:: TASK TO CARRY OUT ::
Look through the data and write out every line with the word "this" in it.

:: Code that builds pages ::
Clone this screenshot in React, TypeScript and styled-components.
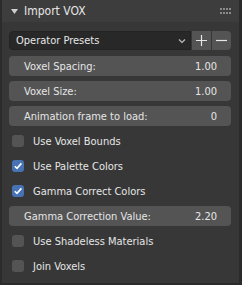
import styled, { createGlobalStyle } from "styled-components";

const GlobalStyle = createGlobalStyle`
  html, body {
    margin: 0;
    padding: 0;
    background: #2b2b2b;
  }
  body {
    font-family: "DejaVu Sans Condensed", "Liberation Sans", sans-serif;
    font-size: 11px;
    color: #e6e6e6;
  }
`;

const Page = styled.div`
  width: 242px;
  height: 285px;
  padding: 0 3px 0 2px;
  box-sizing: border-box;
  background: #2b2b2b;
`;

const Panel = styled.section`
  background: #373737;
  padding-bottom: 7px;
`;

const Header = styled.header`
  height: 22px;
  display: flex;
  align-items: center;
  background: #3d3d3d;
  padding: 0 8px 0 9px;
`;

const Title = styled.span`
  flex: 1;
  margin-left: 6px;
  font-size: 12px;
  color: #e6e6e6;
`;

const Body = styled.div`
  display: flex;
  flex-direction: column;
  gap: 5px;
  padding: 9px 8px 0 7px;
`;

const PresetRow = styled.div`
  display: flex;
  height: 19px;
  margin-bottom: 1px;
`;

const Dropdown = styled.div`
  flex: 1;
  display: flex;
  align-items: center;
  justify-content: space-between;
  background: #282828;
  border: 1px solid #232323;
  border-radius: 4px 0 0 4px;
  padding: 0 4px 0 6px;
`;

const IconButton = styled.div<{ $last?: boolean }>`
  width: 19px;
  display: flex;
  align-items: center;
  justify-content: center;
  background: #545454;
  margin-left: 1px;
  border-radius: ${(p) => (p.$last ? "0 4px 4px 0" : "0")};
`;

const Field = styled.div`
  height: 20px;
  display: flex;
  align-items: center;
  justify-content: space-between;
  background: #545454;
  border-radius: 4px;
  padding: 0 14px 0 15px;
`;

const CheckRow = styled.label`
  height: 20px;
  display: flex;
  align-items: center;
  gap: 9px;
  padding-left: 3px;
`;

const Box = styled.span<{ $on?: boolean }>`
  width: 12px;
  height: 12px;
  border-radius: 3px;
  background: ${(p) => (p.$on ? "#4772b3" : "#545454")};
  display: flex;
  align-items: center;
  justify-content: center;
`;

function Grip() {
  return (
    <svg width="11" height="6" viewBox="0 0 11 6">
      {[0, 3, 6, 9].map((x) =>
        [0, 4].map((y) => (
          <rect key={`${x}-${y}`} x={x} y={y} width="2" height="2" fill="#8a8a8a" />
        ))
      )}
    </svg>
  );
}

function Check() {
  return (
    <svg width="10" height="10" viewBox="0 0 10 10">
      <path d="M1.8 5.2 L4 7.4 L8.4 2.4" fill="none" stroke="#fff" strokeWidth="1.6" />
    </svg>
  );
}

function Checkbox({ label, on }: { label: string; on?: boolean }) {
  return (
    <CheckRow>
      <Box $on={on}>{on && <Check />}</Box>
      {label}
    </CheckRow>
  );
}

export default function App() {
  return (
    <Page>
      <GlobalStyle />
      <Panel>
        <Header>
          <svg width="7" height="7" viewBox="0 0 7 7">
            <path d="M0 1 L7 1 L3.5 6 Z" fill="#cfcfcf" />
          </svg>
          <Title>Import VOX</Title>
          <Grip />
        </Header>
        <Body>
          <PresetRow>
            <Dropdown>
              <span>Operator Presets</span>
              <svg width="8" height="6" viewBox="0 0 8 6">
                <path d="M1 1.5 L4 4.5 L7 1.5" fill="none" stroke="#bdbdbd" strokeWidth="1.2" />
              </svg>
            </Dropdown>
            <IconButton>
              <svg width="11" height="11" viewBox="0 0 11 11">
                <path d="M5.5 0 V11 M0 5.5 H11" stroke="#e6e6e6" strokeWidth="1.2" />
              </svg>
            </IconButton>
            <IconButton $last>
              <svg width="11" height="11" viewBox="0 0 11 11">
                <path d="M0 5.5 H11" stroke="#e6e6e6" strokeWidth="1.2" />
              </svg>
            </IconButton>
          </PresetRow>
          <Field>
            <span>Voxel Spacing:</span>
            <span>1.00</span>
          </Field>
          <Field>
            <span>Voxel Size:</span>
            <span>1.00</span>
          </Field>
          <Field>
            <span>Animation frame to load:</span>
            <span>0</span>
          </Field>
          <Checkbox label="Use Voxel Bounds" />
          <Checkbox label="Use Palette Colors" on />
          <Checkbox label="Gamma Correct Colors" on />
          <Field>
            <span>Gamma Correction Value:</span>
            <span>2.20</span>
          </Field>
          <Checkbox label="Use Shadeless Materials" />
          <Checkbox label="Join Voxels" />
        </Body>
      </Panel>
    </Page>
  );
}
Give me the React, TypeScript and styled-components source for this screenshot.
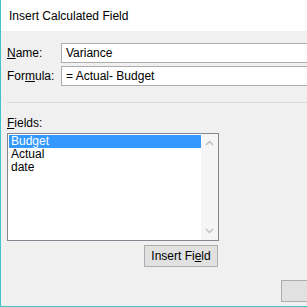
import React from 'react'
import styled, { createGlobalStyle } from 'styled-components'

const GlobalStyle = createGlobalStyle`
  html, body {
    margin: 0;
    padding: 0;
    background: #f0f0f0;
  }
  body {
    font-family: 'Liberation Sans', Arial, sans-serif;
    font-size: 12px;
    color: #000;
  }
`

const Window = styled.div`
  width: 307px;
  height: 307px;
  box-sizing: border-box;
  border-left: 1px solid #3fc5c9;
  border-bottom: 1px solid #3fc5c9;
  overflow: hidden;
  background: #f0f0f0;
`

const Dialog = styled.div`
  width: 446px;
  display: flex;
  flex-direction: column;
`

const TitleBar = styled.div`
  height: 31px;
  background: #fff;
  display: flex;
  align-items: center;
  padding-left: 8px;
  font-size: 12px;
`

const Body = styled.div`
  display: flex;
  flex-direction: column;
  padding: 12px 10px 0 6px;
`

const FieldRow = styled.div`
  display: flex;
  align-items: center;
  height: 20px;
  & + & {
    margin-top: 3px;
  }
`

const Label = styled.label`
  width: 54px;
  flex: none;
`

const Key = styled.span`
  text-decoration: underline;
  text-underline-offset: 1px;
`

const TextBox = styled.div`
  flex: 1;
  height: 20px;
  box-sizing: border-box;
  border: 1px solid #adadad;
  background: #fff;
  display: flex;
  align-items: center;
  padding-left: 4px;
`

const Separator = styled.div`
  height: 1px;
  background: #dadada;
  margin-top: 16px;
`

const FieldsLabel = styled.label`
  margin-top: 13px;
  line-height: 14px;
`

const ListColumn = styled.div`
  width: 212px;
  display: flex;
  flex-direction: column;
  align-items: flex-end;
  margin-top: 3px;
`

const ListBox = styled.div`
  width: 212px;
  height: 108px;
  box-sizing: border-box;
  border: 1px solid #828790;
  background: #fff;
  display: flex;
`

const Items = styled.div`
  flex: 1;
  padding: 1px 0 1px 1px;
  display: flex;
  flex-direction: column;
`

const Item = styled.div<{ $selected?: boolean }>`
  height: 13px;
  line-height: 13px;
  padding-left: 2px;
  background: ${p => (p.$selected ? '#3399ff' : 'transparent')};
  color: ${p => (p.$selected ? '#fff' : '#000')};
`

const ScrollBar = styled.div`
  width: 17px;
  background: #f5f5f5;
  display: flex;
  flex-direction: column;
  justify-content: space-between;
  align-items: center;
  padding: 6px 0;
`

const Button = styled.div<{ $width: number }>`
  width: ${p => p.$width}px;
  height: 22px;
  box-sizing: border-box;
  border: 1px solid #adadad;
  background: #e1e1e1;
  display: flex;
  align-items: center;
  justify-content: center;
`

const InsertButton = styled(Button)`
  margin-top: 4px;
  margin-right: 1px;
`

const Footer = styled.div`
  display: flex;
  justify-content: flex-end;
  gap: 6px;
  margin-top: 13px;
`

const Chevron = ({ up }: { up?: boolean }) => (
  <svg width="9" height="6" viewBox="0 0 9 6">
    <path
      d={up ? 'M1 5 L4.5 1.5 L8 5' : 'M1 1 L4.5 4.5 L8 1'}
      fill="none"
      stroke="#c1c1c1"
      strokeWidth="1.5"
    />
  </svg>
)

const fields = ['Budget', 'Actual', 'date']

export default function App() {
  return (
    <>
      <GlobalStyle />
      <Window>
        <Dialog>
          <TitleBar>Insert Calculated Field</TitleBar>
          <Body>
            <FieldRow>
              <Label>
                <Key>N</Key>ame:
              </Label>
              <TextBox>Variance</TextBox>
            </FieldRow>
            <FieldRow>
              <Label>
                For<Key>m</Key>ula:
              </Label>
              <TextBox>= Actual- Budget</TextBox>
            </FieldRow>
            <Separator />
            <FieldsLabel>
              <Key>F</Key>ields:
            </FieldsLabel>
            <ListColumn>
              <ListBox>
                <Items>
                  {fields.map((f, i) => (
                    <Item key={f} $selected={i === 0}>
                      {f}
                    </Item>
                  ))}
                </Items>
                <ScrollBar>
                  <Chevron up />
                  <Chevron />
                </ScrollBar>
              </ListBox>
              <InsertButton $width={74}>
                Insert Fi<Key>e</Key>ld
              </InsertButton>
            </ListColumn>
            {/* OK / Cancel sit past the visible edge; only OK's left side shows */}
            <Footer>
              <Button $width={75} aria-label="OK" />
              <Button $width={75} aria-label="Cancel" />
            </Footer>
          </Body>
        </Dialog>
      </Window>
    </>
  )
}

:: SOLUTION ::
Clone this screenshot in React, TypeScript and styled-components.
Give me the React, TypeScript and styled-components source for this screenshot.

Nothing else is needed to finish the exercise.